Other thing on the Seasonic X's. The output is very stable, my whole rig is under volted, memory at 1.3v, motherboard chipset down as low as it can, CPU under volted. Been running like this for ages totally solid. I had a OCZ 600w prior, and could not under volt the same. Great PSU's, it's a shame OCUK don't sell them.
 
Can't fault the PSU in my sig.
Has run faultlessly for coming up to three years now.
Whisper quiet as well.
 
If youve had that many PSUs fail, Id think you have other problems, Ive been running a PC P&C PSU for as long as I can remember, no failiures, so to have 4 failiures is either exceptionally unlucky, youd have more chance winning lottery, or you have some other issue, which Id hazard a guess at being power into the machine, are you running through a decent surge protector as a minimum?
 
Antec, UK based RMA with a direct replacment service.
How happy you going to feel if your new £60-£80 PSU goes pop after a month or two if it costs £40 to snd it back to Holland?
 
If youve had that many PSUs fail, Id think you have other problems, Ive been running a PC P&C PSU for as long as I can remember, no failiures, so to have 4 failiures is either exceptionally unlucky, youd have more chance winning lottery, or you have some other issue, which Id hazard a guess at being power into the machine, are you running through a decent surge protector as a minimum?

I'm not talking over a five minute period here.
This is throughout the history of my PC building for the last ten years or so.
So it's nowt to do with any particular rig set up.
Some have been servers in the attic, some have been gaming rigs, some have been just to support software for external apparatus.

Yea I do run a surge protector, one of OcUK's Belkin 8 way ones.
I can't even find a receipt for this one so it must be oooold.
 
Still, even in ten years, 4 PSUs = 2 1/2 yr life span which is very poor


If you are taking it as one PC being replaced by another, then another etc then yes but I'm talking multiple PC's all on, over the same period.
The attic one for e.g. is my server and it's on 24/7/365.
Used to have a gaming rig in the cinema room and general desktop in the living room, oh and one in the bedroom :o
 
This is throughout the history of my PC building for the last ten years or so.
Your question implies you want to eliminate the problem. For example, too much power demanded from a power supply never causes power supply failure. As was true with supplies long before the IBM PC existed.

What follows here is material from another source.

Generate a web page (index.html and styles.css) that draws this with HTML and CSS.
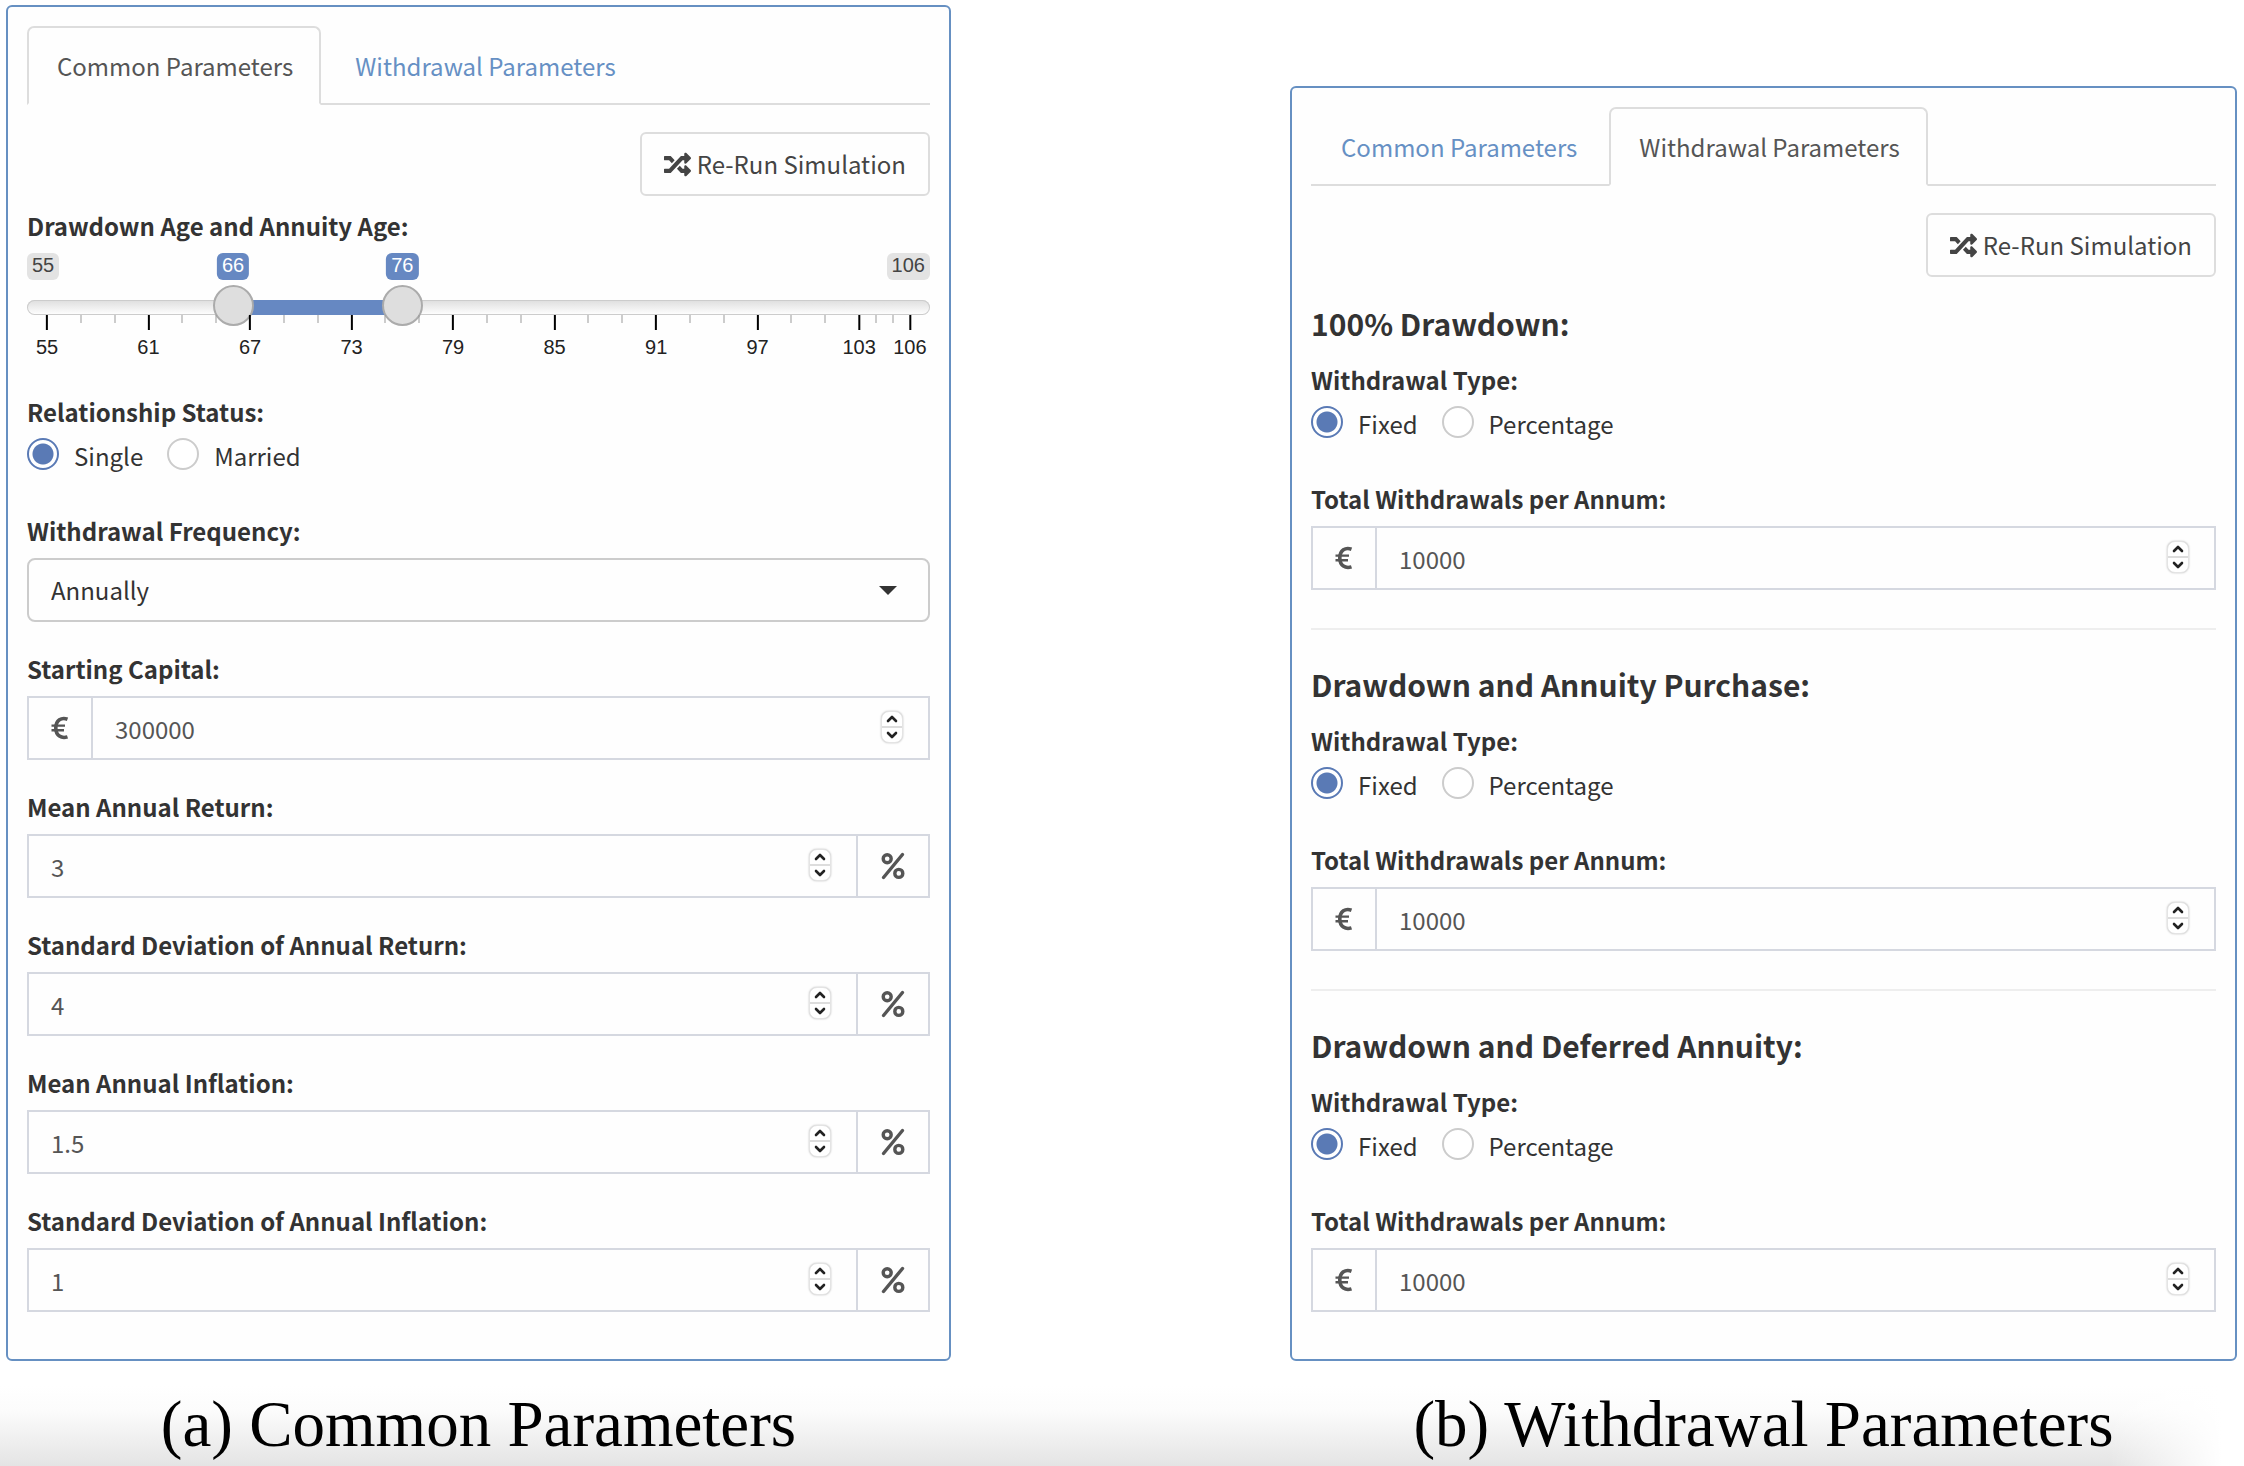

Best evidence is the dead body. What failed? Most would not even know what to look for. Most computer techs do not have sufficient electrical knowledge to provide a useful answer. Best is to find someone who really does know how electricity works. Identify the internal part that actually failed. Only then can an answer based in facts be provided. Finding someone who can actually do that may be difficult. Without that fact, then every answer will only be wild speculation.

Solve the problem by identifying what is actually failing. Nothing inside the computer can cause a properly designed supply to fail.
 
I'm not saying anything was wrong with any of the PSU's I've owned, or the power supply into the PC.
I was enquiring as to which ones people felt were most rock solid so that it would last a long time. Nothing more, nothing less.